__EXERCISE DIRECTIONS__
Go through the entries one line at a time, and gather every line that has the word "this".

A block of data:
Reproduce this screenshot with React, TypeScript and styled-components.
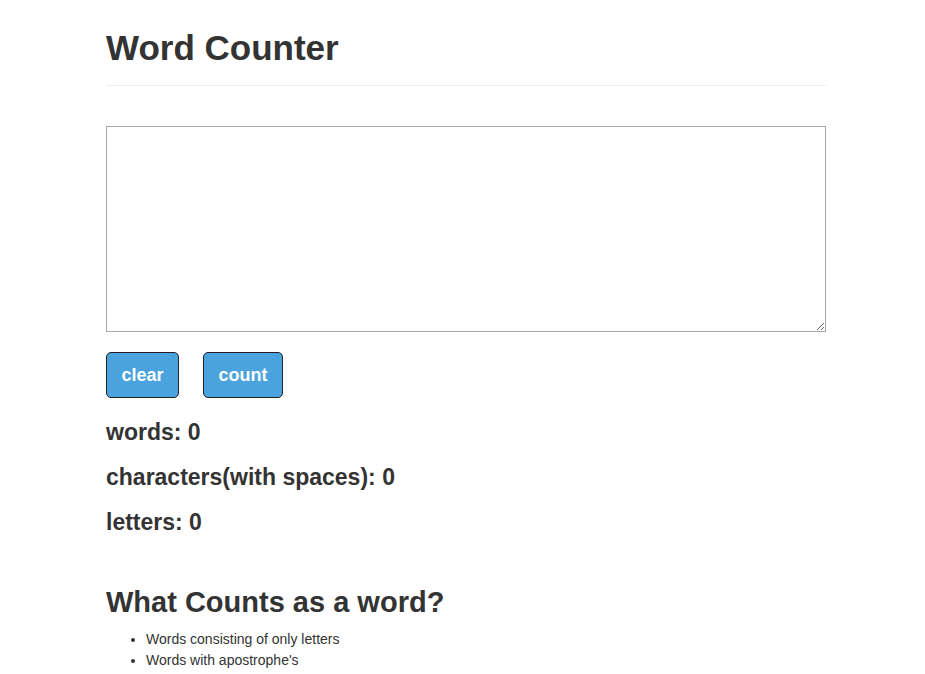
import React, { useState } from "react";
import styled, { createGlobalStyle } from "styled-components";

const GlobalStyle = createGlobalStyle`
  html, body { margin: 0; padding: 0; background: #fff; }
  body {
    font-family: "Liberation Sans", Arial, Helvetica, sans-serif;
    font-size: 14px;
    line-height: 1.42857;
    color: #333;
  }
  * { box-sizing: border-box; }
`;

const Page = styled.div`
  padding-left: 7px;
`;

const Container = styled.div`
  width: 720px;
  margin: 0 auto;
`;

const Header = styled.div`
  padding-top: 28px;
  padding-bottom: 17px;
  border-bottom: 1px solid #eee;
  margin-bottom: 40px;
`;

const Title = styled.h1`
  margin: 0;
  font-size: 35px;
  font-weight: 600;
  line-height: 40px;
  color: #333;
`;

const TextArea = styled.textarea`
  display: block;
  width: 720px;
  height: 206px;
  border: 1px solid #a9a9a9;
  margin: 0;
  padding: 2px;
  font-family: "Liberation Mono", monospace;
  font-size: 13px;
  resize: both;
`;

const Buttons = styled.div`
  display: flex;
  gap: 24px;
  margin-top: 20px;
`;

const Button = styled.button<{ $w: number }>`
  width: ${(p) => p.$w}px;
  height: 46px;
  background: #4aa3dc;
  color: #fff;
  border: 1px solid #222;
  border-radius: 5px;
  font-family: "Liberation Sans", Arial, sans-serif;
  font-size: 18px;
  font-weight: 600;
  padding: 0;
  cursor: pointer;
`;

const Stats = styled.div`
  margin-top: 21px;
  display: flex;
  flex-direction: column;
  gap: 19px;
`;

const Stat = styled.h3`
  margin: 0;
  font-size: 23px;
  font-weight: 600;
  line-height: 26px;
  color: #333;
`;

const SubTitle = styled.h2`
  margin: 51px 0 0;
  font-size: 29px;
  font-weight: 600;
  line-height: 33px;
  color: #333;
`;

const List = styled.ul`
  margin: 10px 0 0;
  padding-left: 40px;
  font-size: 14px;
  line-height: 21px;
`;

export default function App() {
  const [text, setText] = useState("");
  const [counts, setCounts] = useState({ words: 0, chars: 0, letters: 0 });
  const count = () => {
    const words = text.split(/\s+/).filter((w) => /^[A-Za-z'-]+$/.test(w)).length;
    setCounts({ words, chars: text.length, letters: (text.match(/[A-Za-z]/g) || []).length });
  };
  return (
    <Page>
      <GlobalStyle />
      <Container>
        <Header>
          <Title>Word Counter</Title>
        </Header>
        <TextArea value={text} onChange={(e) => setText(e.target.value)} />
        <Buttons>
          <Button $w={73} onClick={() => { setText(""); setCounts({ words: 0, chars: 0, letters: 0 }); }}>clear</Button>
          <Button $w={80} onClick={count}>count</Button>
        </Buttons>
        <Stats>
          <Stat>words: {counts.words}</Stat>
          <Stat>characters(with spaces): {counts.chars}</Stat>
          <Stat>letters: {counts.letters}</Stat>
        </Stats>
        <SubTitle>What Counts as a word?</SubTitle>
        <List>
          <li>Words consisting of only letters</li>
          <li>Words with apostrophe's</li>
          <li>Words with hyphens</li>
        </List>
      </Container>
    </Page>
  );
}
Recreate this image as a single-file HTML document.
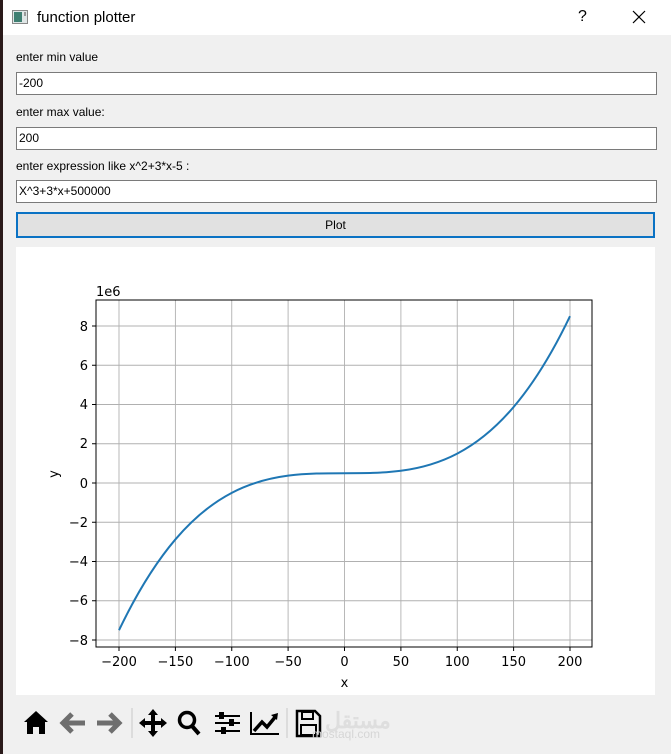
<!DOCTYPE html>
<html><head><style>
body{margin:0;width:671px;height:754px;overflow:hidden;background:#f0f0f0;font-family:"Liberation Sans",sans-serif;position:relative}
.edge{position:absolute;left:0;top:0;width:3px;height:754px;background:#2a1a1a}
.title{position:absolute;left:3px;top:0;width:668px;height:35px;background:#fff}
.title .t{position:absolute;left:34px;top:9px;font-size:15px;color:#000}
.lbl{position:absolute;left:16px;font-size:12px;color:#000}
.inp{position:absolute;left:16px;width:637px;height:21px;border:1px solid #7a7a7a;background:#fff;font-size:12px;line-height:21px;padding-left:2px;box-sizing:content-box}
.btn{position:absolute;left:16px;top:212px;width:635px;height:22px;border:2px solid #0a72c4;background:#e1e1e1;font-size:12px;text-align:center;line-height:22px}
.canvas{position:absolute;left:16px;top:247px;width:639px;height:448px;background:#fff}
</style></head><body>
<div class="edge"></div>
<div class="title">
<svg style="position:absolute;left:9px;top:10px" width="16" height="14"><rect x="0.5" y="0.5" width="15" height="13" fill="#dfe6e6" stroke="#888"/><rect x="2" y="2" width="8" height="10" fill="#3f7f72"/><rect x="12" y="2" width="2" height="4" fill="#999"/></svg>
<span class="t">function plotter</span>
<span style="position:absolute;left:575px;top:8px;font-size:16px">?</span>
<svg style="position:absolute;left:629px;top:10px" width="14" height="14"><path d="M1 1L13 13M13 1L1 13" stroke="#000" stroke-width="1.2"/></svg>
</div>
<div class="lbl" style="top:50px">enter min value</div>
<div class="inp" style="top:72px">-200</div>
<div class="lbl" style="top:105px">enter max value:</div>
<div class="inp" style="top:127px">200</div>
<div class="lbl" style="top:159px">enter expression like x^2+3*x-5 :</div>
<div class="inp" style="top:180px">X^3+3*x+500000</div>
<div class="btn">Plot</div>
<div class="canvas"></div>
<svg style="position:absolute;left:0;top:0" width="671" height="754" font-family="DejaVu Sans, sans-serif" font-size="13">
<g stroke="#b0b0b0" stroke-width="0.9">
<line x1="119" y1="300" x2="119" y2="647"/><line x1="175.4" y1="300" x2="175.4" y2="647"/><line x1="231.75" y1="300" x2="231.75" y2="647"/><line x1="288.1" y1="300" x2="288.1" y2="647"/><line x1="344.5" y1="300" x2="344.5" y2="647"/><line x1="400.9" y1="300" x2="400.9" y2="647"/><line x1="457.25" y1="300" x2="457.25" y2="647"/><line x1="513.6" y1="300" x2="513.6" y2="647"/><line x1="570" y1="300" x2="570" y2="647"/>
<line x1="96" y1="326" x2="592" y2="326"/><line x1="96" y1="365.25" x2="592" y2="365.25"/><line x1="96" y1="404.5" x2="592" y2="404.5"/><line x1="96" y1="443.75" x2="592" y2="443.75"/><line x1="96" y1="483" x2="592" y2="483"/><line x1="96" y1="522.25" x2="592" y2="522.25"/><line x1="96" y1="561.5" x2="592" y2="561.5"/><line x1="96" y1="600.75" x2="592" y2="600.75"/><line x1="96" y1="640" x2="592" y2="640"/>
</g>
<path fill="none" stroke="#1f77b4" stroke-width="2" d="M119 630.2 C269.33 316.2 419.67 630.2 570 316.2"/>
<rect x="96" y="300" width="496" height="347" fill="none" stroke="#000" stroke-width="1"/>
<g stroke="#000">
<line x1="119" y1="647" x2="119" y2="651"/><line x1="175.4" y1="647" x2="175.4" y2="651"/><line x1="231.75" y1="647" x2="231.75" y2="651"/><line x1="288.1" y1="647" x2="288.1" y2="651"/><line x1="344.5" y1="647" x2="344.5" y2="651"/><line x1="400.9" y1="647" x2="400.9" y2="651"/><line x1="457.25" y1="647" x2="457.25" y2="651"/><line x1="513.6" y1="647" x2="513.6" y2="651"/><line x1="570" y1="647" x2="570" y2="651"/>
<line x1="92" y1="326" x2="96" y2="326"/><line x1="92" y1="365.25" x2="96" y2="365.25"/><line x1="92" y1="404.5" x2="96" y2="404.5"/><line x1="92" y1="443.75" x2="96" y2="443.75"/><line x1="92" y1="483" x2="96" y2="483"/><line x1="92" y1="522.25" x2="96" y2="522.25"/><line x1="92" y1="561.5" x2="96" y2="561.5"/><line x1="92" y1="600.75" x2="96" y2="600.75"/><line x1="92" y1="640" x2="96" y2="640"/>
</g>
<g text-anchor="middle">
<text x="119" y="666">−200</text><text x="175.4" y="666">−150</text><text x="231.75" y="666">−100</text><text x="288.1" y="666">−50</text><text x="344.5" y="666">0</text><text x="400.9" y="666">50</text><text x="457.25" y="666">100</text><text x="513.6" y="666">150</text><text x="570" y="666">200</text>
<text x="344.5" y="687">x</text>
</g>
<g text-anchor="end">
<text x="88" y="331">8</text><text x="88" y="370">6</text><text x="88" y="409">4</text><text x="88" y="448">2</text><text x="88" y="488">0</text><text x="88" y="527">−2</text><text x="88" y="566">−4</text><text x="88" y="605">−6</text><text x="88" y="645">−8</text>
</g>
<text x="96" y="296">1e6</text>
<text transform="translate(58,474) rotate(-90)" text-anchor="middle">y</text>
<g fill="#000">
<path d="M24 722 L36 711 L48 722 L45 722 L45 734 L39 734 L39 727 L33 727 L33 734 L27 734 L27 722Z"/>
</g>
<path d="M72 714 L63 723 L72 732 M63 723 L85 723" stroke="#6e6e6e" stroke-width="5" fill="none"/>
<path d="M110 714 L119 723 L110 732 M97 723 L119 723" stroke="#6e6e6e" stroke-width="5" fill="none"/>
<line x1="132" y1="708" x2="132" y2="738" stroke="#c8c8c8"/>
<g fill="#000">
<path d="M153 709 L158 715 L155 715 L155 721 L161 721 L161 718 L167 723 L161 728 L161 725 L155 725 L155 731 L158 731 L153 737 L148 731 L151 731 L151 725 L145 725 L145 728 L139 723 L145 718 L145 721 L151 721 L151 715 L148 715Z"/>
</g>
<circle cx="187" cy="720" r="7.5" fill="none" stroke="#000" stroke-width="3.5"/>
<line x1="192" y1="726" x2="199" y2="734" stroke="#000" stroke-width="4"/>
<g stroke="#000" stroke-width="2"><line x1="215" y1="716" x2="240" y2="716"/><line x1="215" y1="723" x2="240" y2="723"/><line x1="215" y1="731" x2="240" y2="731"/></g>
<g fill="#000"><rect x="219" y="712" width="5" height="7"/><rect x="229" y="719" width="5" height="7"/><rect x="221" y="727" width="5" height="7"/></g>
<path d="M251 712 L251 734 L279 734" stroke="#000" stroke-width="2" fill="none"/>
<path d="M254 731 L262 722 L267 727 L276 716" stroke="#000" stroke-width="3.5" fill="none"/>
<path d="M271 715 L278 713 L277 720Z" fill="#000"/>
<line x1="287" y1="708" x2="287" y2="738" stroke="#c8c8c8"/>
<path d="M297 711 L315 711 L320 716 L320 736 L297 736Z" fill="none" stroke="#000" stroke-width="2.5"/>
<rect x="302" y="712" width="11" height="7" fill="none" stroke="#000" stroke-width="2"/>
<rect x="301" y="725" width="15" height="10" fill="none" stroke="#000" stroke-width="2"/>
<text x="325" y="728" font-family="Liberation Sans" font-size="22" fill="#dedede" font-weight="bold">مستقل</text>
<text x="312" y="738" font-family="Liberation Sans" font-size="12" fill="#d6d6d6">mostaql.com</text>
</svg>
</body></html>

__TASK RESULT__
Reproduce this screenshot with React, TypeScript and styled-components.
Recreate this image as a single-file HTML document.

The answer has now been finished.